--- REQUIREMENTS ---
Write out each record below exactly as it appears, with no pictures.

── RECORDS

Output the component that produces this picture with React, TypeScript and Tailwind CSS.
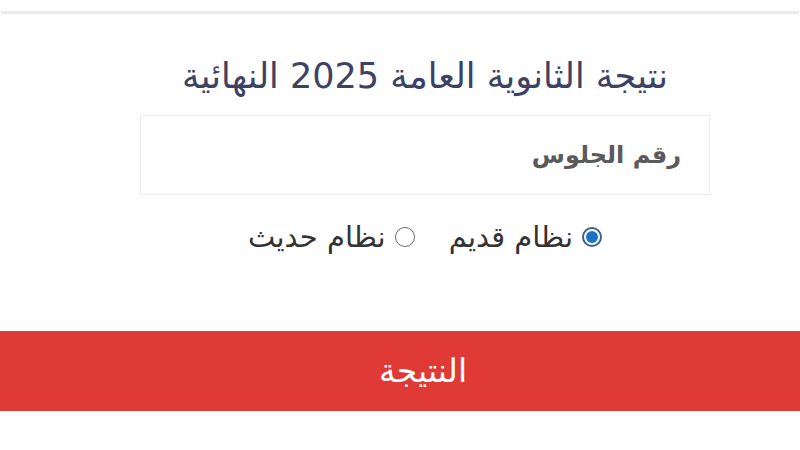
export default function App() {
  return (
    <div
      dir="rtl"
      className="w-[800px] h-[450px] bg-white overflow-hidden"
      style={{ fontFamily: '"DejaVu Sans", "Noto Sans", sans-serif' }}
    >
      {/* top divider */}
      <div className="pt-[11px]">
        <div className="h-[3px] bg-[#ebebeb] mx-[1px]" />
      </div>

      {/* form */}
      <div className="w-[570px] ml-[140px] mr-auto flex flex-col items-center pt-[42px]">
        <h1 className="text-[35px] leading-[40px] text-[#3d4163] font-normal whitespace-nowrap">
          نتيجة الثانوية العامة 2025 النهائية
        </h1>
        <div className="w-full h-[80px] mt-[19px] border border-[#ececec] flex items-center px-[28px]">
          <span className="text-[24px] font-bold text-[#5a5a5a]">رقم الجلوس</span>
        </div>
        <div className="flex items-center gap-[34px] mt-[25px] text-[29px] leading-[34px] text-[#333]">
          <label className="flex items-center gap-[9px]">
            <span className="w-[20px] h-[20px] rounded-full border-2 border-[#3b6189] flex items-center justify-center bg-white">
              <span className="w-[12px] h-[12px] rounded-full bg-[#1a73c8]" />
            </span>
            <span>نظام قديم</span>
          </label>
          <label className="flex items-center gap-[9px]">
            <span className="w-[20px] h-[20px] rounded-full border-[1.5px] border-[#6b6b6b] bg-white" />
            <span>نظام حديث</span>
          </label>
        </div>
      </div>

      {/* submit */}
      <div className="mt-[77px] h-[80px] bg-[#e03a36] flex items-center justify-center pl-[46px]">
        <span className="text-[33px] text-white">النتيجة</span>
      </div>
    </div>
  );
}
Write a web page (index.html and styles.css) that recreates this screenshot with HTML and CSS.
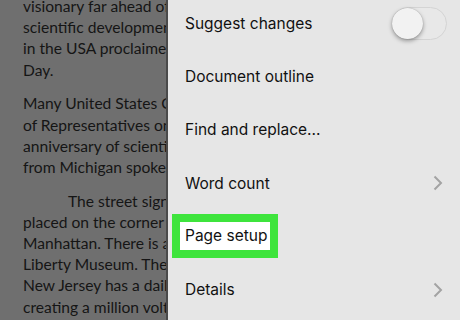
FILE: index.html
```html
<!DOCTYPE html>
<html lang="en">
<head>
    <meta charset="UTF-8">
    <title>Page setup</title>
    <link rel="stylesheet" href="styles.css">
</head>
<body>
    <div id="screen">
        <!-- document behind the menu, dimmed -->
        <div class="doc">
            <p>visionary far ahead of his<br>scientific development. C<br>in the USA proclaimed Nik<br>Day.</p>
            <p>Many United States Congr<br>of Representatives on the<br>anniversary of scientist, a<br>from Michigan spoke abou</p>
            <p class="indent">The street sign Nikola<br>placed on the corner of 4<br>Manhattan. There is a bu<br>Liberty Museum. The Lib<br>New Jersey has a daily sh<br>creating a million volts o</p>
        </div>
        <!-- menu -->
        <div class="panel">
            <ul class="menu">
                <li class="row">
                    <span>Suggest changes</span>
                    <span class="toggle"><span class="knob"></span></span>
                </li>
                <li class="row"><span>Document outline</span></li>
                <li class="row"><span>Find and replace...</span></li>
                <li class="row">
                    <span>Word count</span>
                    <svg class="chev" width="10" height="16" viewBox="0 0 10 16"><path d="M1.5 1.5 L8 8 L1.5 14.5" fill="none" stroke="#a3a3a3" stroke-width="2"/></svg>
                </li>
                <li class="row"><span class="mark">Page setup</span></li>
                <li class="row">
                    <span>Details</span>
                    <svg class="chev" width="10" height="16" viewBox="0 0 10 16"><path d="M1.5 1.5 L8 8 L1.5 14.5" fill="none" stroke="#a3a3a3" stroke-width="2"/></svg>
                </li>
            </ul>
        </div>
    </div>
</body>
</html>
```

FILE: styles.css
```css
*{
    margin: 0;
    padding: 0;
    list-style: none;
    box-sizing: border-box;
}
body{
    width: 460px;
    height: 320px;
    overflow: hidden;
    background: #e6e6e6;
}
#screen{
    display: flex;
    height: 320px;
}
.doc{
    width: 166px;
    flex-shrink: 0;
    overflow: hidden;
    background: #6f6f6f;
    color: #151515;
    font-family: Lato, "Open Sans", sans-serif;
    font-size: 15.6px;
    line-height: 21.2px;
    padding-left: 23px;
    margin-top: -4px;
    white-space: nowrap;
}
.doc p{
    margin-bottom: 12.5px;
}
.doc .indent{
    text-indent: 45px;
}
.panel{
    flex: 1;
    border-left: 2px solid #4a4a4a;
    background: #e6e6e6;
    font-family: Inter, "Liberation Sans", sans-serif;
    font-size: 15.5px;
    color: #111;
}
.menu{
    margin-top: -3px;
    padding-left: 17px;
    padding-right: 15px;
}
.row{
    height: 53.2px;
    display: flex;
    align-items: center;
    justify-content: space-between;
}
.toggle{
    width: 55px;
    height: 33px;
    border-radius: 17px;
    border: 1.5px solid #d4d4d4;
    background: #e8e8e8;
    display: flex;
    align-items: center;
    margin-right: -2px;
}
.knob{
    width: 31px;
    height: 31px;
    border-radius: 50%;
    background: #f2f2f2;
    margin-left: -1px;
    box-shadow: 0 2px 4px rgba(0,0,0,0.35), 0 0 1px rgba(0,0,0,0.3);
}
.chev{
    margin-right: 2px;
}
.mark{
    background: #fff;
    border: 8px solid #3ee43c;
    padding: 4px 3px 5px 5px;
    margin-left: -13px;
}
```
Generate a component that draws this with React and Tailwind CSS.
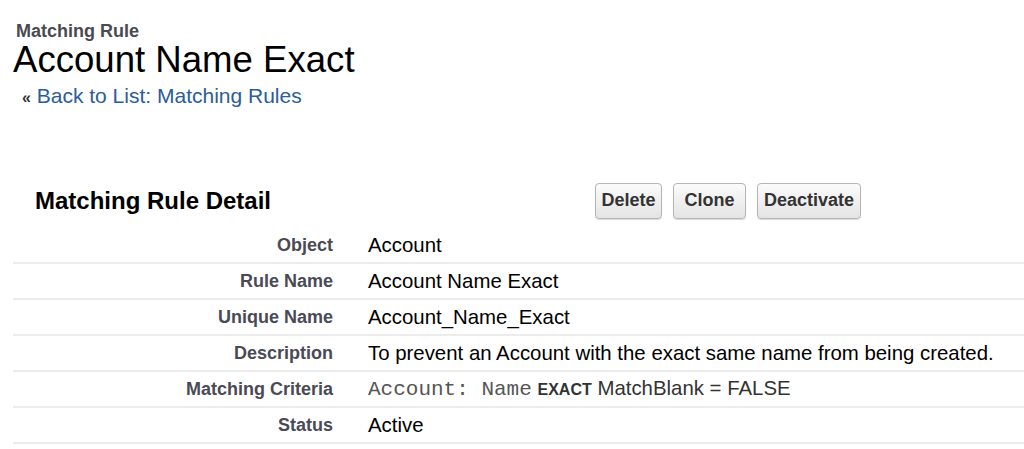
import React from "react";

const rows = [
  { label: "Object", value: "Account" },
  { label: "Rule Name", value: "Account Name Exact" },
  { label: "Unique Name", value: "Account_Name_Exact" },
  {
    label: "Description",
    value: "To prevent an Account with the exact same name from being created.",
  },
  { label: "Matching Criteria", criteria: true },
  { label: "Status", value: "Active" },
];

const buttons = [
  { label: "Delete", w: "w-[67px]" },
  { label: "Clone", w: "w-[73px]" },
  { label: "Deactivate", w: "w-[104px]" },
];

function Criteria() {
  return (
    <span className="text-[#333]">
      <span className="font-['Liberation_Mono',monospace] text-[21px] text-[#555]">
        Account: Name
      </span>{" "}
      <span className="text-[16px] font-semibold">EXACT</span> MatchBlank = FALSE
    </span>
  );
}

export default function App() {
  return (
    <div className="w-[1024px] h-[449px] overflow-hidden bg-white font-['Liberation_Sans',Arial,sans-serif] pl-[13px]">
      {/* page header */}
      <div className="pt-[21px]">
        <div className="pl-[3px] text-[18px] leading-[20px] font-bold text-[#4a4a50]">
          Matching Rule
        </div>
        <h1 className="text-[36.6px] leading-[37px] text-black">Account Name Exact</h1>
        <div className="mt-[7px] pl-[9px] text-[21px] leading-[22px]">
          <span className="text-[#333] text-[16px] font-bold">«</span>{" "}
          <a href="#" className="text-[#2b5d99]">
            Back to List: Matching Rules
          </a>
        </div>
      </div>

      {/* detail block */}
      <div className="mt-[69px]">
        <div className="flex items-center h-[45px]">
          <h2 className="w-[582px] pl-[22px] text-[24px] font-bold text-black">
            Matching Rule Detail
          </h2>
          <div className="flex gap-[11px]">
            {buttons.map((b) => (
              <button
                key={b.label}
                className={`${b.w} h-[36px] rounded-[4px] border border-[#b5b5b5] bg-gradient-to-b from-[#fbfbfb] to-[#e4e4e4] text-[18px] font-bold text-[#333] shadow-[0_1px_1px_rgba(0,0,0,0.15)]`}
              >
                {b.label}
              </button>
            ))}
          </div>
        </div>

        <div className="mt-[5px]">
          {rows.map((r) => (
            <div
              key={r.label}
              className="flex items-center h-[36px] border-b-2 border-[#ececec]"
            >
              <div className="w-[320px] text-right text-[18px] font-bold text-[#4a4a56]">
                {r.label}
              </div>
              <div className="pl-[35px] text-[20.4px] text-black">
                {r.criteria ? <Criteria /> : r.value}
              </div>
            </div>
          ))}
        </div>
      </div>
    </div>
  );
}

────

--- EXERCISE SOLUTION ---
Output the component that produces this picture with React, TypeScript and Tailwind CSS.
export default function App() {
  return (
    <div
      dir="rtl"
      className="w-[800px] h-[450px] bg-white overflow-hidden"
      style={{ fontFamily: '"DejaVu Sans", "Noto Sans", sans-serif' }}
    >
      {/* top divider */}
      <div className="pt-[11px]">
        <div className="h-[3px] bg-[#ebebeb] mx-[1px]" />
      </div>

      {/* form */}
      <div className="w-[570px] ml-[140px] mr-auto flex flex-col items-center pt-[42px]">
        <h1 className="text-[35px] leading-[40px] text-[#3d4163] font-normal whitespace-nowrap">
          نتيجة الثانوية العامة 2025 النهائية
        </h1>
        <div className="w-full h-[80px] mt-[19px] border border-[#ececec] flex items-center px-[28px]">
          <span className="text-[24px] font-bold text-[#5a5a5a]">رقم الجلوس</span>
        </div>
        <div className="flex items-center gap-[34px] mt-[25px] text-[29px] leading-[34px] text-[#333]">
          <label className="flex items-center gap-[9px]">
            <span className="w-[20px] h-[20px] rounded-full border-2 border-[#3b6189] flex items-center justify-center bg-white">
              <span className="w-[12px] h-[12px] rounded-full bg-[#1a73c8]" />
            </span>
            <span>نظام قديم</span>
          </label>
          <label className="flex items-center gap-[9px]">
            <span className="w-[20px] h-[20px] rounded-full border-[1.5px] border-[#6b6b6b] bg-white" />
            <span>نظام حديث</span>
          </label>
        </div>
      </div>

      {/* submit */}
      <div className="mt-[77px] h-[80px] bg-[#e03a36] flex items-center justify-center pl-[46px]">
        <span className="text-[33px] text-white">النتيجة</span>
      </div>
    </div>
  );
}
Write a web page (index.html and styles.css) that recreates this screenshot with HTML and CSS.
FILE: index.html
```html
<!DOCTYPE html>
<html lang="en">
<head>
    <meta charset="UTF-8">
    <title>Page setup</title>
    <link rel="stylesheet" href="styles.css">
</head>
<body>
    <div id="screen">
        <!-- document behind the menu, dimmed -->
        <div class="doc">
            <p>visionary far ahead of his<br>scientific development. C<br>in the USA proclaimed Nik<br>Day.</p>
            <p>Many United States Congr<br>of Representatives on the<br>anniversary of scientist, a<br>from Michigan spoke abou</p>
            <p class="indent">The street sign Nikola<br>placed on the corner of 4<br>Manhattan. There is a bu<br>Liberty Museum. The Lib<br>New Jersey has a daily sh<br>creating a million volts o</p>
        </div>
        <!-- menu -->
        <div class="panel">
            <ul class="menu">
                <li class="row">
                    <span>Suggest changes</span>
                    <span class="toggle"><span class="knob"></span></span>
                </li>
                <li class="row"><span>Document outline</span></li>
                <li class="row"><span>Find and replace...</span></li>
                <li class="row">
                    <span>Word count</span>
                    <svg class="chev" width="10" height="16" viewBox="0 0 10 16"><path d="M1.5 1.5 L8 8 L1.5 14.5" fill="none" stroke="#a3a3a3" stroke-width="2"/></svg>
                </li>
                <li class="row"><span class="mark">Page setup</span></li>
                <li class="row">
                    <span>Details</span>
                    <svg class="chev" width="10" height="16" viewBox="0 0 10 16"><path d="M1.5 1.5 L8 8 L1.5 14.5" fill="none" stroke="#a3a3a3" stroke-width="2"/></svg>
                </li>
            </ul>
        </div>
    </div>
</body>
</html>
```

FILE: styles.css
```css
*{
    margin: 0;
    padding: 0;
    list-style: none;
    box-sizing: border-box;
}
body{
    width: 460px;
    height: 320px;
    overflow: hidden;
    background: #e6e6e6;
}
#screen{
    display: flex;
    height: 320px;
}
.doc{
    width: 166px;
    flex-shrink: 0;
    overflow: hidden;
    background: #6f6f6f;
    color: #151515;
    font-family: Lato, "Open Sans", sans-serif;
    font-size: 15.6px;
    line-height: 21.2px;
    padding-left: 23px;
    margin-top: -4px;
    white-space: nowrap;
}
.doc p{
    margin-bottom: 12.5px;
}
.doc .indent{
    text-indent: 45px;
}
.panel{
    flex: 1;
    border-left: 2px solid #4a4a4a;
    background: #e6e6e6;
    font-family: Inter, "Liberation Sans", sans-serif;
    font-size: 15.5px;
    color: #111;
}
.menu{
    margin-top: -3px;
    padding-left: 17px;
    padding-right: 15px;
}
.row{
    height: 53.2px;
    display: flex;
    align-items: center;
    justify-content: space-between;
}
.toggle{
    width: 55px;
    height: 33px;
    border-radius: 17px;
    border: 1.5px solid #d4d4d4;
    background: #e8e8e8;
    display: flex;
    align-items: center;
    margin-right: -2px;
}
.knob{
    width: 31px;
    height: 31px;
    border-radius: 50%;
    background: #f2f2f2;
    margin-left: -1px;
    box-shadow: 0 2px 4px rgba(0,0,0,0.35), 0 0 1px rgba(0,0,0,0.3);
}
.chev{
    margin-right: 2px;
}
.mark{
    background: #fff;
    border: 8px solid #3ee43c;
    padding: 4px 3px 5px 5px;
    margin-left: -13px;
}
```
Generate a component that draws this with React and Tailwind CSS.
import React from "react";

const rows = [
  { label: "Object", value: "Account" },
  { label: "Rule Name", value: "Account Name Exact" },
  { label: "Unique Name", value: "Account_Name_Exact" },
  {
    label: "Description",
    value: "To prevent an Account with the exact same name from being created.",
  },
  { label: "Matching Criteria", criteria: true },
  { label: "Status", value: "Active" },
];

const buttons = [
  { label: "Delete", w: "w-[67px]" },
  { label: "Clone", w: "w-[73px]" },
  { label: "Deactivate", w: "w-[104px]" },
];

function Criteria() {
  return (
    <span className="text-[#333]">
      <span className="font-['Liberation_Mono',monospace] text-[21px] text-[#555]">
        Account: Name
      </span>{" "}
      <span className="text-[16px] font-semibold">EXACT</span> MatchBlank = FALSE
    </span>
  );
}

export default function App() {
  return (
    <div className="w-[1024px] h-[449px] overflow-hidden bg-white font-['Liberation_Sans',Arial,sans-serif] pl-[13px]">
      {/* page header */}
      <div className="pt-[21px]">
        <div className="pl-[3px] text-[18px] leading-[20px] font-bold text-[#4a4a50]">
          Matching Rule
        </div>
        <h1 className="text-[36.6px] leading-[37px] text-black">Account Name Exact</h1>
        <div className="mt-[7px] pl-[9px] text-[21px] leading-[22px]">
          <span className="text-[#333] text-[16px] font-bold">«</span>{" "}
          <a href="#" className="text-[#2b5d99]">
            Back to List: Matching Rules
          </a>
        </div>
      </div>

      {/* detail block */}
      <div className="mt-[69px]">
        <div className="flex items-center h-[45px]">
          <h2 className="w-[582px] pl-[22px] text-[24px] font-bold text-black">
            Matching Rule Detail
          </h2>
          <div className="flex gap-[11px]">
            {buttons.map((b) => (
              <button
                key={b.label}
                className={`${b.w} h-[36px] rounded-[4px] border border-[#b5b5b5] bg-gradient-to-b from-[#fbfbfb] to-[#e4e4e4] text-[18px] font-bold text-[#333] shadow-[0_1px_1px_rgba(0,0,0,0.15)]`}
              >
                {b.label}
              </button>
            ))}
          </div>
        </div>

        <div className="mt-[5px]">
          {rows.map((r) => (
            <div
              key={r.label}
              className="flex items-center h-[36px] border-b-2 border-[#ececec]"
            >
              <div className="w-[320px] text-right text-[18px] font-bold text-[#4a4a56]">
                {r.label}
              </div>
              <div className="pl-[35px] text-[20.4px] text-black">
                {r.criteria ? <Criteria /> : r.value}
              </div>
            </div>
          ))}
        </div>
      </div>
    </div>
  );
}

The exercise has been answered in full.